In the entries below, find every line with "screenshot" and copy it.

# EXERCISE MATERIAL
################

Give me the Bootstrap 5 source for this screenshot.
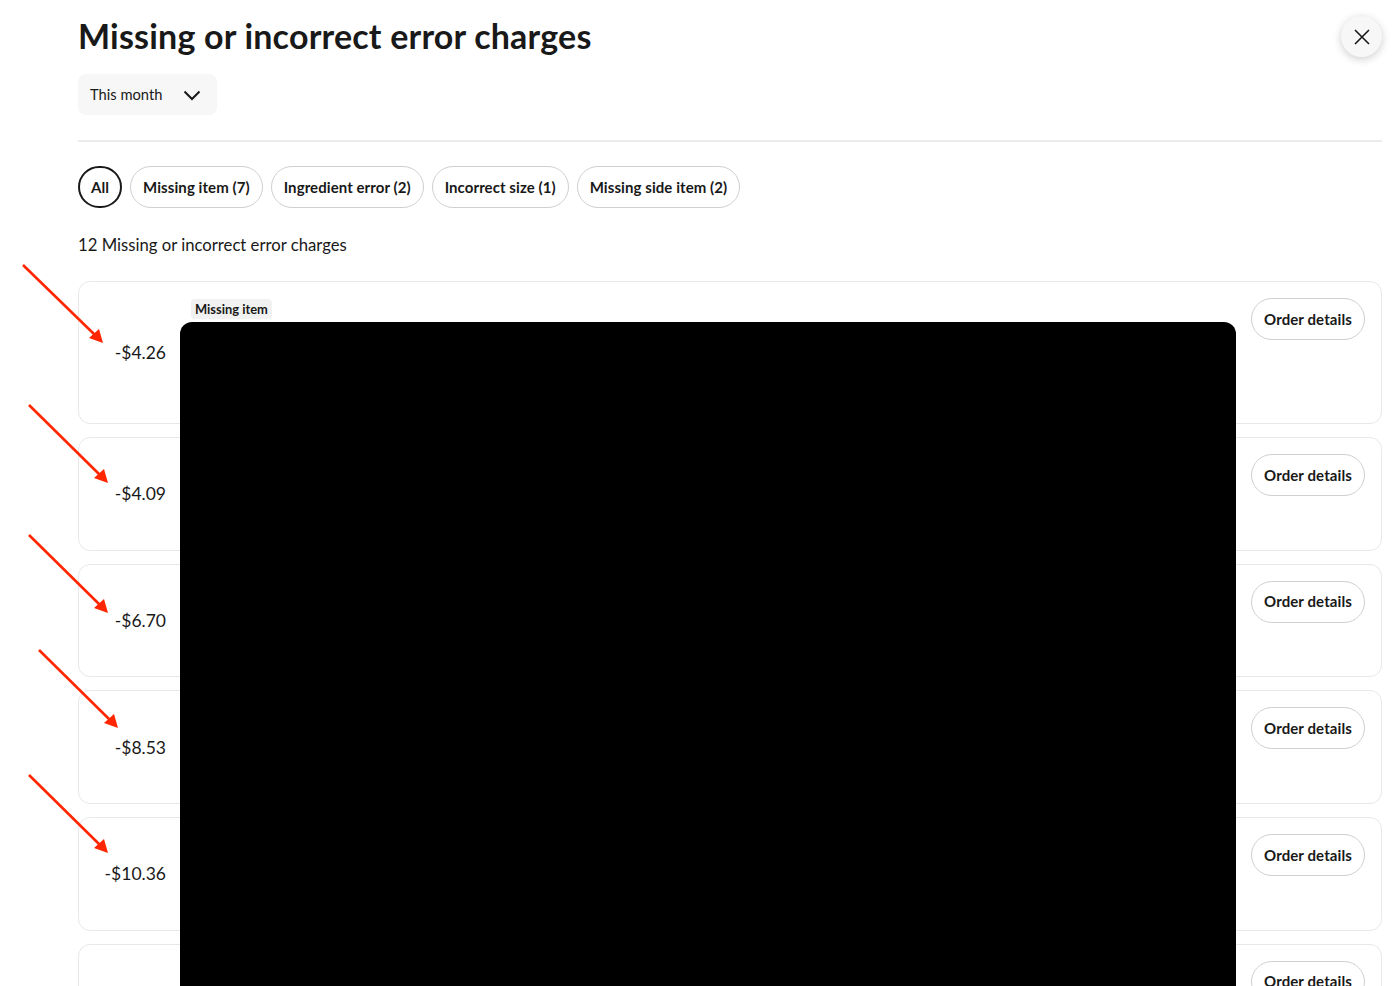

################

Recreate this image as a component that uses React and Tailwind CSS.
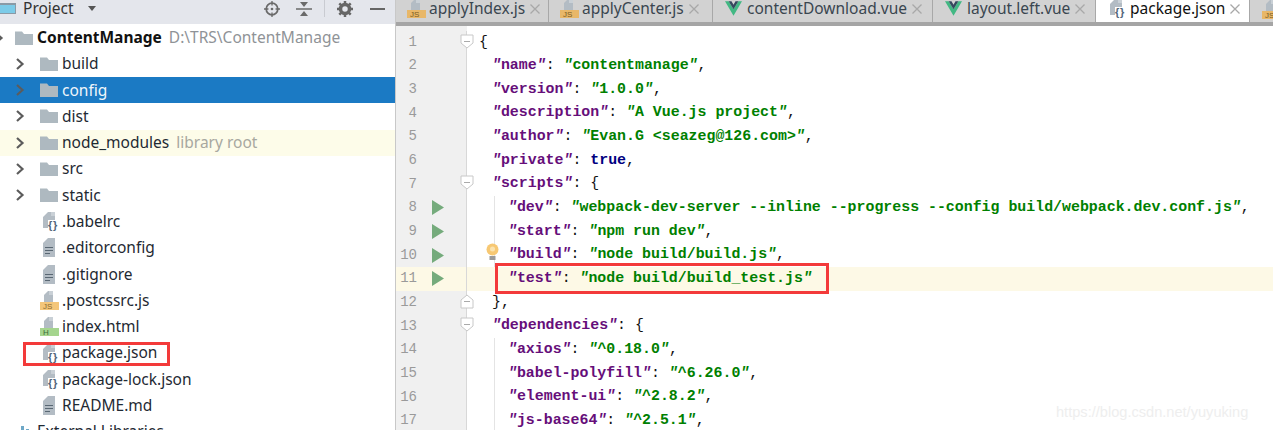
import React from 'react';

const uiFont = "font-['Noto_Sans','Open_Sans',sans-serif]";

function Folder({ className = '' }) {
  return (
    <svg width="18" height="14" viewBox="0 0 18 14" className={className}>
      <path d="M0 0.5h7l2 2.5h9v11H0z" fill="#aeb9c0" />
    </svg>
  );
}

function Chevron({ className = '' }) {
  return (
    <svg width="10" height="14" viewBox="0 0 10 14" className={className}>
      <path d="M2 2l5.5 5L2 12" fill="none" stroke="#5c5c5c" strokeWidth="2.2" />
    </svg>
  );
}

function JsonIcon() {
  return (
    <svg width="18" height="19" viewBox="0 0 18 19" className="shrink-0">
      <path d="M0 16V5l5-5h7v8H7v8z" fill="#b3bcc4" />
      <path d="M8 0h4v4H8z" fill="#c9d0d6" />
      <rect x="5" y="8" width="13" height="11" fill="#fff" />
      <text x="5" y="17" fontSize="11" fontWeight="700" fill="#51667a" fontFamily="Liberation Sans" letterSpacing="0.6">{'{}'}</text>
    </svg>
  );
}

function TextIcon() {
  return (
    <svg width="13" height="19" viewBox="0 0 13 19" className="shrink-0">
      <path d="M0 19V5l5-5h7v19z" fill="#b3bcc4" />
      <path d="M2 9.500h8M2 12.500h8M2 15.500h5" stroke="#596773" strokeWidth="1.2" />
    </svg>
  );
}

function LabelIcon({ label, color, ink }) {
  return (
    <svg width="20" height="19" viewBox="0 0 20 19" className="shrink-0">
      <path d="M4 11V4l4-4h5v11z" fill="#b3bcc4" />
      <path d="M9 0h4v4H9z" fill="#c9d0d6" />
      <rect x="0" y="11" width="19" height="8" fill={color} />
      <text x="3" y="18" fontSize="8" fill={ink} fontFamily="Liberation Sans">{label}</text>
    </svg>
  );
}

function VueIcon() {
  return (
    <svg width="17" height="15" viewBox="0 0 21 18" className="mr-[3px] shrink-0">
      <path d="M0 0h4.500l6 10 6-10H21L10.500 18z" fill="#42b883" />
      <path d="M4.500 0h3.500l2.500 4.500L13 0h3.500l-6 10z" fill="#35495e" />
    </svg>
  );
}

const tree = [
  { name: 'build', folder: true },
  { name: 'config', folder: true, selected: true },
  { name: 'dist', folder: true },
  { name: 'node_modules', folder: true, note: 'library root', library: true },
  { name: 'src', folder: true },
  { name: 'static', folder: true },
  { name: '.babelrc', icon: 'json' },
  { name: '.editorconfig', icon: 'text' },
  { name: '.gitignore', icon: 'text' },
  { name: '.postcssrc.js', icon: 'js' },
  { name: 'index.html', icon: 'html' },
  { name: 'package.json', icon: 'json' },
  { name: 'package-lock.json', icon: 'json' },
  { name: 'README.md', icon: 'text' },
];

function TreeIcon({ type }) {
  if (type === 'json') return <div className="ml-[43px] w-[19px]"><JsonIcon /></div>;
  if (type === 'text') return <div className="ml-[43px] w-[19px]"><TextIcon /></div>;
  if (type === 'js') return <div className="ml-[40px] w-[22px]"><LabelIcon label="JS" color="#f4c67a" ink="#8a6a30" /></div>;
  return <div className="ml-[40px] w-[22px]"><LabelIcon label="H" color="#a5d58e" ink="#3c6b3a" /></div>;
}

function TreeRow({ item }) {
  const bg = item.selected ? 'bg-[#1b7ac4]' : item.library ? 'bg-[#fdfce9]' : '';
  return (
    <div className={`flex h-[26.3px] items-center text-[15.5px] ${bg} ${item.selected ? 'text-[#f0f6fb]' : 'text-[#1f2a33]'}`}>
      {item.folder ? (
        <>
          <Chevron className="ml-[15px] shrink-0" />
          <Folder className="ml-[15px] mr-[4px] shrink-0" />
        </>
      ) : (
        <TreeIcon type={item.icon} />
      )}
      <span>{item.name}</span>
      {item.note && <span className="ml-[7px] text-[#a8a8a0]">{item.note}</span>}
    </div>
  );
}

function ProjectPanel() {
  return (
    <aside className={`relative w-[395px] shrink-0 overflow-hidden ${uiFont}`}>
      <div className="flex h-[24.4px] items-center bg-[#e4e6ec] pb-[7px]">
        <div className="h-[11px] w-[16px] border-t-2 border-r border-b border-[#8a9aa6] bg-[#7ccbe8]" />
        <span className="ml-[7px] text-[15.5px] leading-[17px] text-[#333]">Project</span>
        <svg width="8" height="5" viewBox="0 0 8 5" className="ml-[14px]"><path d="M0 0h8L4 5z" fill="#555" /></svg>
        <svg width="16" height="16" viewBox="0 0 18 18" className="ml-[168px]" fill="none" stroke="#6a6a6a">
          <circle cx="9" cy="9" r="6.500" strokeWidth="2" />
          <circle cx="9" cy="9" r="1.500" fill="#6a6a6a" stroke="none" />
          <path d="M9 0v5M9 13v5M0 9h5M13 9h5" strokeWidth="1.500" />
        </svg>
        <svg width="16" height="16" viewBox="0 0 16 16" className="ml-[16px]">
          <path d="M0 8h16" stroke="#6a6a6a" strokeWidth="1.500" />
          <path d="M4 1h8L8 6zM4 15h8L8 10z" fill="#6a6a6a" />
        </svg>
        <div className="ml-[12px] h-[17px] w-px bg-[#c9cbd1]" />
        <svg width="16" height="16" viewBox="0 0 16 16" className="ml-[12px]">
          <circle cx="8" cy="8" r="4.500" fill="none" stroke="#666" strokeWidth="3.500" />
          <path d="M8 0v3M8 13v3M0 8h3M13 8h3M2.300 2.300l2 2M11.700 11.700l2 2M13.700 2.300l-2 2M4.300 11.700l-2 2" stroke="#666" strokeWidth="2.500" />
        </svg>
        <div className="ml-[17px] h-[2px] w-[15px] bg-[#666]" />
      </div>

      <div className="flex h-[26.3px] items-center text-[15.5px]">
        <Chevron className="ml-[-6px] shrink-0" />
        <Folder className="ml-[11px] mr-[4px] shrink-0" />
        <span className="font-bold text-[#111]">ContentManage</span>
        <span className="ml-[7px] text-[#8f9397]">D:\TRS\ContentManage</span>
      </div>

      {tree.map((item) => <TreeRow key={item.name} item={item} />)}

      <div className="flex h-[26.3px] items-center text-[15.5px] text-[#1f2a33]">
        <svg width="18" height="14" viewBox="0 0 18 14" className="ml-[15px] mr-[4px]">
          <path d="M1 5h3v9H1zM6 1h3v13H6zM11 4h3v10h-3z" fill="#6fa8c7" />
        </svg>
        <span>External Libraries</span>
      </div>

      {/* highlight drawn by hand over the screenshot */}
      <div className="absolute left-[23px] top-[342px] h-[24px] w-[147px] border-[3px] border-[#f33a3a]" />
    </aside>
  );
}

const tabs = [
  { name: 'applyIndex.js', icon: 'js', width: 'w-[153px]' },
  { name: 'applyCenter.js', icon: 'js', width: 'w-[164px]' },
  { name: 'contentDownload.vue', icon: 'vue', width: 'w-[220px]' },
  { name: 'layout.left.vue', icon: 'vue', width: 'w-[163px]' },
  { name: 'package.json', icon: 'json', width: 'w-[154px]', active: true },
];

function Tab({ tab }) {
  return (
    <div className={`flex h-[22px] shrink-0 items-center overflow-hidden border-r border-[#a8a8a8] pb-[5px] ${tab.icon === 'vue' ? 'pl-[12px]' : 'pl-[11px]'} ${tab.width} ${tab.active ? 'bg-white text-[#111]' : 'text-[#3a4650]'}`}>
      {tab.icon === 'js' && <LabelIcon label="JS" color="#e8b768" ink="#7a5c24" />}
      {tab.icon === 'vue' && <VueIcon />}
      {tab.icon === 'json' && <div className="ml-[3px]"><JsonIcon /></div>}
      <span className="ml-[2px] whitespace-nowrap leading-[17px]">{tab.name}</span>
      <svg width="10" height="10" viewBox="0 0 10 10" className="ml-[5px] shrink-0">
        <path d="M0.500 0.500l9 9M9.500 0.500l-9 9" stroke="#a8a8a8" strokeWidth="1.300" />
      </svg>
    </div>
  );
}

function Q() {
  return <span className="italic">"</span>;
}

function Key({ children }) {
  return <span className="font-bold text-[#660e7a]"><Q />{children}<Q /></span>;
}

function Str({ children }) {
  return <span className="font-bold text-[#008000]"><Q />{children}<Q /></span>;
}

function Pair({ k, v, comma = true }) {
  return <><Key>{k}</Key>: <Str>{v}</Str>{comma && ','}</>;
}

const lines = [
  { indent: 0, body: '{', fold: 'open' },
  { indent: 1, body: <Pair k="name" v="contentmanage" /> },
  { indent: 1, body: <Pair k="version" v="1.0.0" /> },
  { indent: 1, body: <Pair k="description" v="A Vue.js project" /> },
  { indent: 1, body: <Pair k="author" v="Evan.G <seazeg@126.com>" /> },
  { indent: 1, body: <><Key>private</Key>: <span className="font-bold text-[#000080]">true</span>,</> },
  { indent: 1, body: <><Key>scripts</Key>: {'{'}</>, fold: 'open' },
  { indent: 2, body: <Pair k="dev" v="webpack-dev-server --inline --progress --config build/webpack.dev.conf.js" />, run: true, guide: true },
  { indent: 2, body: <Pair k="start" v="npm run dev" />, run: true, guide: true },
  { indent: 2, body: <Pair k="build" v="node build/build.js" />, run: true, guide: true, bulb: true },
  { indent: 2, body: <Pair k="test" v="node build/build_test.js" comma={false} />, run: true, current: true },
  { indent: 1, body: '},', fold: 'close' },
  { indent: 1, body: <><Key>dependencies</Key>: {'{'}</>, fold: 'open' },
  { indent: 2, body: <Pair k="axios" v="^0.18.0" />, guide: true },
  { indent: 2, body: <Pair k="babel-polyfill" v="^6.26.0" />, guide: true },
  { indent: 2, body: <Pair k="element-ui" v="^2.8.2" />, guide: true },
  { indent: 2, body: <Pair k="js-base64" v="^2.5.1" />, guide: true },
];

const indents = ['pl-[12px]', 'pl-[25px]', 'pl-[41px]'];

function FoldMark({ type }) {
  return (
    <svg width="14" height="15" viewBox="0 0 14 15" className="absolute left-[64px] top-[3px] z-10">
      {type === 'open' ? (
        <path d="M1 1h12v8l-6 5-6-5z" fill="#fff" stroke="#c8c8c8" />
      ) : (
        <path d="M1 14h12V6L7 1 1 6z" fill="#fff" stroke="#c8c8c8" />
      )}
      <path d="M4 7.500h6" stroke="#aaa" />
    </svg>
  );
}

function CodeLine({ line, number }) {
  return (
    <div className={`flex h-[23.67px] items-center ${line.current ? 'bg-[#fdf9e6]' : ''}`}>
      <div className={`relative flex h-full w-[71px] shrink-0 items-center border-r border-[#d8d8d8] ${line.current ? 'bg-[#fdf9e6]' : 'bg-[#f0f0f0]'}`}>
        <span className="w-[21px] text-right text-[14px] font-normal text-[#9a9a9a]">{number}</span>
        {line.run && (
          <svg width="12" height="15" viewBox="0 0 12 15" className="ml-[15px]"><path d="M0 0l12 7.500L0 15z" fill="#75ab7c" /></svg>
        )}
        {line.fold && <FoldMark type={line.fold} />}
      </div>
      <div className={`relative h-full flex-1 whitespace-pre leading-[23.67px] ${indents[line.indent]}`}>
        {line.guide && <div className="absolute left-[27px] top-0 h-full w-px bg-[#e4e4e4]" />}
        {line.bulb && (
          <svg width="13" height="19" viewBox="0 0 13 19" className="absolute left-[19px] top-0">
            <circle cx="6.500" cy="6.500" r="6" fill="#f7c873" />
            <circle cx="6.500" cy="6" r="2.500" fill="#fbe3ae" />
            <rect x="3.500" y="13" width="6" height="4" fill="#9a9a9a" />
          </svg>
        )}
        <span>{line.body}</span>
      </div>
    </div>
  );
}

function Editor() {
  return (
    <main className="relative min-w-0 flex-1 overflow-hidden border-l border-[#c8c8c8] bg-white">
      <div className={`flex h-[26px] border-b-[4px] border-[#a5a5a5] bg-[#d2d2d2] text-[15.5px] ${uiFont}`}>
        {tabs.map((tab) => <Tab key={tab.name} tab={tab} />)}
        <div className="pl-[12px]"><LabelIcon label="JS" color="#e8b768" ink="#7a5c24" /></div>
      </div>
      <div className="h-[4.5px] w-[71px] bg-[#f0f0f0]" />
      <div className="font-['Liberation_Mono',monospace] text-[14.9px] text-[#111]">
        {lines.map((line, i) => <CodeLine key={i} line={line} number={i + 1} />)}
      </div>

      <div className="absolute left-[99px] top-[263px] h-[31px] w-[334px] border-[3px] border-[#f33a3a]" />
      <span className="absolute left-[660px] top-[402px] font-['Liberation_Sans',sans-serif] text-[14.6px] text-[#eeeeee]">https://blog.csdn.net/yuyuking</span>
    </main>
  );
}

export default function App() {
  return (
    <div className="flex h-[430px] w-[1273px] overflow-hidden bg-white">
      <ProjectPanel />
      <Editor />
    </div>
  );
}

################

# RESULT FOR THIS TASK
Give me the Bootstrap 5 source for this screenshot.
      {/* highlight drawn by hand over the screenshot */}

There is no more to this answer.